Start of Material

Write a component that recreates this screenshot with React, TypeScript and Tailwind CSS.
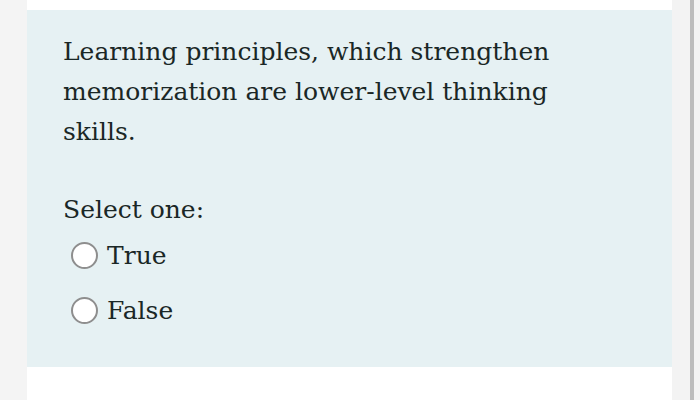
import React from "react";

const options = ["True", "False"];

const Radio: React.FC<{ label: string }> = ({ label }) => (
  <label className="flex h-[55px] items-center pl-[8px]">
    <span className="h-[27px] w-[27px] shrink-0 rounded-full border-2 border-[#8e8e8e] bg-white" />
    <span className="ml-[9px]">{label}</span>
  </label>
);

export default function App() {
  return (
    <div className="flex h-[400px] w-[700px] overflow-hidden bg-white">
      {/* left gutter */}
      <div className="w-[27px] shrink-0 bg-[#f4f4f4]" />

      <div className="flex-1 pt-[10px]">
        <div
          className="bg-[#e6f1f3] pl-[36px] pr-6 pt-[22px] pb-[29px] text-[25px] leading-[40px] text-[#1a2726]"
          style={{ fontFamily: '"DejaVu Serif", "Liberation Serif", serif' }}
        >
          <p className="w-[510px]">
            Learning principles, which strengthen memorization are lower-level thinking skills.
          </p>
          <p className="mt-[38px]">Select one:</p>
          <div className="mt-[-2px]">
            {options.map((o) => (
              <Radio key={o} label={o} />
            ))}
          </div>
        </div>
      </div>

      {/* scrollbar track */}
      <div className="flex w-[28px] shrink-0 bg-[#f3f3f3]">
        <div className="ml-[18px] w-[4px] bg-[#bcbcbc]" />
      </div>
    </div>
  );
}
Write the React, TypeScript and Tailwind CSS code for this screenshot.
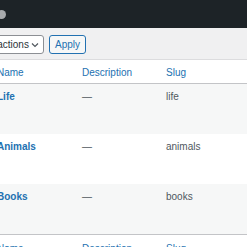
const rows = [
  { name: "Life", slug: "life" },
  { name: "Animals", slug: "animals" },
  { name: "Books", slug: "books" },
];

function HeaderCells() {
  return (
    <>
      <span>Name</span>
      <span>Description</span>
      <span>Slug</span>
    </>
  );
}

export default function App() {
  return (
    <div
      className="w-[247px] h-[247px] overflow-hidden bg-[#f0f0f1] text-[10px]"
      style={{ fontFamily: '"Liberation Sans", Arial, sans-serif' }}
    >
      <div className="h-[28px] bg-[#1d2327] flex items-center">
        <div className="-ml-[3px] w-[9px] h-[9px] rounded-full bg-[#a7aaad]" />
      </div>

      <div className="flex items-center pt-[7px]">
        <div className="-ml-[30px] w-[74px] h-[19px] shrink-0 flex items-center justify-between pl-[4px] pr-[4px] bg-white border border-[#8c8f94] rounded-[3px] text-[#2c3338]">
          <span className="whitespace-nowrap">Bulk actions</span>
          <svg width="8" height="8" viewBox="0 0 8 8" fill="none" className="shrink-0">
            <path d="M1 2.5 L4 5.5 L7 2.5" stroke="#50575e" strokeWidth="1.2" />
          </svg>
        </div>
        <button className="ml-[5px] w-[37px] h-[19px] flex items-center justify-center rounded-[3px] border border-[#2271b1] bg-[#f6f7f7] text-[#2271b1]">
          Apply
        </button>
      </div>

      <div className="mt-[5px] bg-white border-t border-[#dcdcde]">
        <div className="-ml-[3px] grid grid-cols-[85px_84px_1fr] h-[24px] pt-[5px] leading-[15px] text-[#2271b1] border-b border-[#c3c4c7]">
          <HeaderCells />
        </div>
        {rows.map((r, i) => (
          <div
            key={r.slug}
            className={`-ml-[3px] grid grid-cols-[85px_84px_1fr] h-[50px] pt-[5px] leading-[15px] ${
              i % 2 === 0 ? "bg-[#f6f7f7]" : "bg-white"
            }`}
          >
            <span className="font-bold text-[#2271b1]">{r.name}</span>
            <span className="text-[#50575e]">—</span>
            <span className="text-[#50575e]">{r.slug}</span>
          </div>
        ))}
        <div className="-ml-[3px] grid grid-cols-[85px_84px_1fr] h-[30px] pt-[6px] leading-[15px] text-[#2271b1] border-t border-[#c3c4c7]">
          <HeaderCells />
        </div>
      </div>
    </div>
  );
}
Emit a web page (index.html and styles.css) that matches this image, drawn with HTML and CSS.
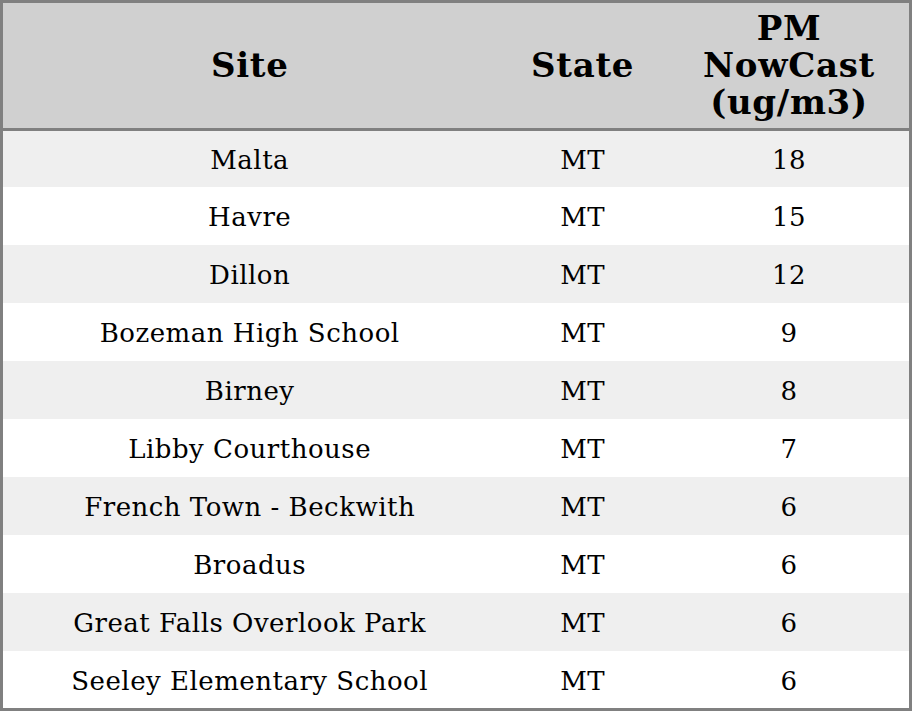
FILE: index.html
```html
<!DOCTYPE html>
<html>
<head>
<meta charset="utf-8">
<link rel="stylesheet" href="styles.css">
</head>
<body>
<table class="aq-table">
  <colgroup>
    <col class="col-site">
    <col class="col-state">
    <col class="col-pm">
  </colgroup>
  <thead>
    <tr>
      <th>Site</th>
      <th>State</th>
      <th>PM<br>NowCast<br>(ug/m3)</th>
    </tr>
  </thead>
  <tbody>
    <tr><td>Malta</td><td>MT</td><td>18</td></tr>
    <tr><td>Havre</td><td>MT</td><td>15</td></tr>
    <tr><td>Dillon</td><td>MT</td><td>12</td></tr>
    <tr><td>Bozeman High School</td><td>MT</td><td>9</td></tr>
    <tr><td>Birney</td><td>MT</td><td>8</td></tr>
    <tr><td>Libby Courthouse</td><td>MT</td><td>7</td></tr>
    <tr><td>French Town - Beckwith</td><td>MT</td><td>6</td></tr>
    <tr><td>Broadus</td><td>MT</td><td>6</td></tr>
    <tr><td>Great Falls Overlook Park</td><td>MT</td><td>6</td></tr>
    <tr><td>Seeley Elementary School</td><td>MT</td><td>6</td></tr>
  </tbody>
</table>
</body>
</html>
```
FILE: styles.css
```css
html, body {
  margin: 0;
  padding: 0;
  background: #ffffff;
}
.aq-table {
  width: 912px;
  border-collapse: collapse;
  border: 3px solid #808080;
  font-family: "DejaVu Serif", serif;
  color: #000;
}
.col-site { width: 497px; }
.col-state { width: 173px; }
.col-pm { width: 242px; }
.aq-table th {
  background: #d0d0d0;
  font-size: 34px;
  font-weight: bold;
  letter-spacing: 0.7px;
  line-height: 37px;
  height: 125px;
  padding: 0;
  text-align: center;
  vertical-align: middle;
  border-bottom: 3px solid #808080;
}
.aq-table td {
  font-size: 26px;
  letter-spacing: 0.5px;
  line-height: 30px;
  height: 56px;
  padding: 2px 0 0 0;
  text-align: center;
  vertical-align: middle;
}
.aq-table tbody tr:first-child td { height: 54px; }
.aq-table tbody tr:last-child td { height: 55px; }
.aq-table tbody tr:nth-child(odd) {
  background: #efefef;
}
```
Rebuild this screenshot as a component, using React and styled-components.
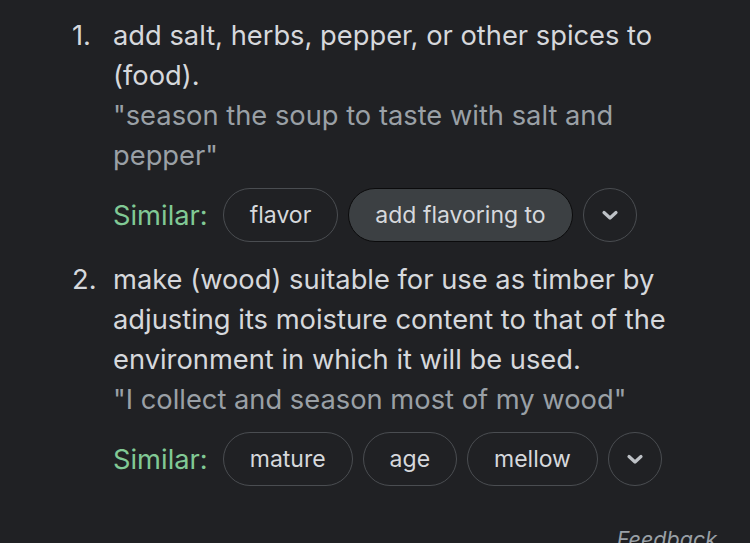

End of Material

### Task
Repeat the records word for word. Any picture in them should be left out.

### Final result
Write a component that recreates this screenshot with React, TypeScript and Tailwind CSS.
import React from "react";

const options = ["True", "False"];

const Radio: React.FC<{ label: string }> = ({ label }) => (
  <label className="flex h-[55px] items-center pl-[8px]">
    <span className="h-[27px] w-[27px] shrink-0 rounded-full border-2 border-[#8e8e8e] bg-white" />
    <span className="ml-[9px]">{label}</span>
  </label>
);

export default function App() {
  return (
    <div className="flex h-[400px] w-[700px] overflow-hidden bg-white">
      {/* left gutter */}
      <div className="w-[27px] shrink-0 bg-[#f4f4f4]" />

      <div className="flex-1 pt-[10px]">
        <div
          className="bg-[#e6f1f3] pl-[36px] pr-6 pt-[22px] pb-[29px] text-[25px] leading-[40px] text-[#1a2726]"
          style={{ fontFamily: '"DejaVu Serif", "Liberation Serif", serif' }}
        >
          <p className="w-[510px]">
            Learning principles, which strengthen memorization are lower-level thinking skills.
          </p>
          <p className="mt-[38px]">Select one:</p>
          <div className="mt-[-2px]">
            {options.map((o) => (
              <Radio key={o} label={o} />
            ))}
          </div>
        </div>
      </div>

      {/* scrollbar track */}
      <div className="flex w-[28px] shrink-0 bg-[#f3f3f3]">
        <div className="ml-[18px] w-[4px] bg-[#bcbcbc]" />
      </div>
    </div>
  );
}
Write the React, TypeScript and Tailwind CSS code for this screenshot.
const rows = [
  { name: "Life", slug: "life" },
  { name: "Animals", slug: "animals" },
  { name: "Books", slug: "books" },
];

function HeaderCells() {
  return (
    <>
      <span>Name</span>
      <span>Description</span>
      <span>Slug</span>
    </>
  );
}

export default function App() {
  return (
    <div
      className="w-[247px] h-[247px] overflow-hidden bg-[#f0f0f1] text-[10px]"
      style={{ fontFamily: '"Liberation Sans", Arial, sans-serif' }}
    >
      <div className="h-[28px] bg-[#1d2327] flex items-center">
        <div className="-ml-[3px] w-[9px] h-[9px] rounded-full bg-[#a7aaad]" />
      </div>

      <div className="flex items-center pt-[7px]">
        <div className="-ml-[30px] w-[74px] h-[19px] shrink-0 flex items-center justify-between pl-[4px] pr-[4px] bg-white border border-[#8c8f94] rounded-[3px] text-[#2c3338]">
          <span className="whitespace-nowrap">Bulk actions</span>
          <svg width="8" height="8" viewBox="0 0 8 8" fill="none" className="shrink-0">
            <path d="M1 2.5 L4 5.5 L7 2.5" stroke="#50575e" strokeWidth="1.2" />
          </svg>
        </div>
        <button className="ml-[5px] w-[37px] h-[19px] flex items-center justify-center rounded-[3px] border border-[#2271b1] bg-[#f6f7f7] text-[#2271b1]">
          Apply
        </button>
      </div>

      <div className="mt-[5px] bg-white border-t border-[#dcdcde]">
        <div className="-ml-[3px] grid grid-cols-[85px_84px_1fr] h-[24px] pt-[5px] leading-[15px] text-[#2271b1] border-b border-[#c3c4c7]">
          <HeaderCells />
        </div>
        {rows.map((r, i) => (
          <div
            key={r.slug}
            className={`-ml-[3px] grid grid-cols-[85px_84px_1fr] h-[50px] pt-[5px] leading-[15px] ${
              i % 2 === 0 ? "bg-[#f6f7f7]" : "bg-white"
            }`}
          >
            <span className="font-bold text-[#2271b1]">{r.name}</span>
            <span className="text-[#50575e]">—</span>
            <span className="text-[#50575e]">{r.slug}</span>
          </div>
        ))}
        <div className="-ml-[3px] grid grid-cols-[85px_84px_1fr] h-[30px] pt-[6px] leading-[15px] text-[#2271b1] border-t border-[#c3c4c7]">
          <HeaderCells />
        </div>
      </div>
    </div>
  );
}
Emit a web page (index.html and styles.css) that matches this image, drawn with HTML and CSS.
FILE: index.html
```html
<!DOCTYPE html>
<html>
<head>
<meta charset="utf-8">
<link rel="stylesheet" href="styles.css">
</head>
<body>
<table class="aq-table">
  <colgroup>
    <col class="col-site">
    <col class="col-state">
    <col class="col-pm">
  </colgroup>
  <thead>
    <tr>
      <th>Site</th>
      <th>State</th>
      <th>PM<br>NowCast<br>(ug/m3)</th>
    </tr>
  </thead>
  <tbody>
    <tr><td>Malta</td><td>MT</td><td>18</td></tr>
    <tr><td>Havre</td><td>MT</td><td>15</td></tr>
    <tr><td>Dillon</td><td>MT</td><td>12</td></tr>
    <tr><td>Bozeman High School</td><td>MT</td><td>9</td></tr>
    <tr><td>Birney</td><td>MT</td><td>8</td></tr>
    <tr><td>Libby Courthouse</td><td>MT</td><td>7</td></tr>
    <tr><td>French Town - Beckwith</td><td>MT</td><td>6</td></tr>
    <tr><td>Broadus</td><td>MT</td><td>6</td></tr>
    <tr><td>Great Falls Overlook Park</td><td>MT</td><td>6</td></tr>
    <tr><td>Seeley Elementary School</td><td>MT</td><td>6</td></tr>
  </tbody>
</table>
</body>
</html>
```
FILE: styles.css
```css
html, body {
  margin: 0;
  padding: 0;
  background: #ffffff;
}
.aq-table {
  width: 912px;
  border-collapse: collapse;
  border: 3px solid #808080;
  font-family: "DejaVu Serif", serif;
  color: #000;
}
.col-site { width: 497px; }
.col-state { width: 173px; }
.col-pm { width: 242px; }
.aq-table th {
  background: #d0d0d0;
  font-size: 34px;
  font-weight: bold;
  letter-spacing: 0.7px;
  line-height: 37px;
  height: 125px;
  padding: 0;
  text-align: center;
  vertical-align: middle;
  border-bottom: 3px solid #808080;
}
.aq-table td {
  font-size: 26px;
  letter-spacing: 0.5px;
  line-height: 30px;
  height: 56px;
  padding: 2px 0 0 0;
  text-align: center;
  vertical-align: middle;
}
.aq-table tbody tr:first-child td { height: 54px; }
.aq-table tbody tr:last-child td { height: 55px; }
.aq-table tbody tr:nth-child(odd) {
  background: #efefef;
}
```
Rebuild this screenshot as a component, using React and styled-components.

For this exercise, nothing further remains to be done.